Indexed CAS
To improve the performance of CAS-related requests like FindMissingBlobs
,
it is possible to configure an “indexed” CAS. This also facilitates intelligent
cleanup of blobs, currently only for S3.
This index keeps track of all the blobs that are currently stored in CAS, as well as the last time they were accessed at.
Configuration
In a configuration file, the CAS index acts just like another storage backend definition.
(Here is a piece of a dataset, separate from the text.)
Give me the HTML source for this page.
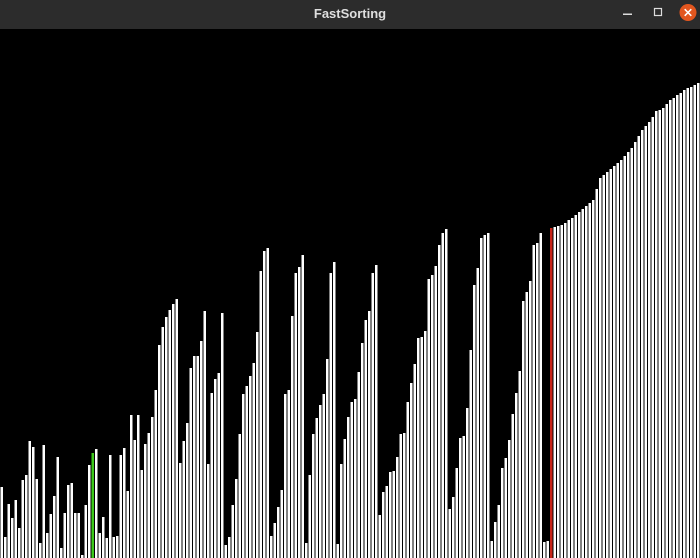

It fully implements the same API interface as the other storage backends, so you can just pass it to the service definition as with any other storage implementation.
For example, here is a basic disk-based CAS configuration
server:
- !channel
address: localhost:50051
insecure-mode: true
authorization:
method: none
monitoring:
enabled: false
instances:
- name: ''
description: |
The unique '' instance.
storages:
- !disk-storage &disk-store
path: example-cas/
services:
- !cas
storage: *disk-store
- !bytestream
storage: *disk-store
To add an index to this, we simply need to add a CAS index to the list of storages, point it at the disk storage, and then use the index in the service definitions rather than the disk storage.
server:
- !channel
address: localhost:50051
insecure-mode: true
authorization:
method: none
monitoring:
enabled: false
connections:
- !sql-connection &sql
connection-string: sqlite:///./example.db
automigrate: yes
connection-timeout: 15
storages:
- !disk-storage &disk-store
path: example-cas/
- !sql-index &cas-index
sql: *sql
storage: *disk-store
instances:
- name: ''
description: |
The unique '' instance.
services:
- !cas
storage: *cas-index
- !bytestream
storage: *cas-index
Warning
If adding an index to an existing storage which is used by another service
which stores digests, such as an ActionCache or Asset API, either those
services need to be cleared or the fallback_on_get
config option needs
to be temporarily set to True on the index.
By default, the index will report that a blob is missing if it isn’t in the
index, whether it exists in storage or not. fallback_on_get
is a pretty
big burden on performance so is off by default, and should ideally not be
left on permanently.
Index Types
The CAS index implementation is pluggable, similarly to the storage implementation. Currently only an SQL-based implementation exists, but it is possible to write a custom index implementation without too much effort.
SQL
As the name suggests, the SQL index uses an SQL database to store the index. It is tested to support both SQLite and PostgreSQL as the database, and theoretically could support any database backend that SQLAlchemy supports (providing that the database has support for window functions).
The storage instance and connection string must be provided, but the other parameters have defaults that should be functional.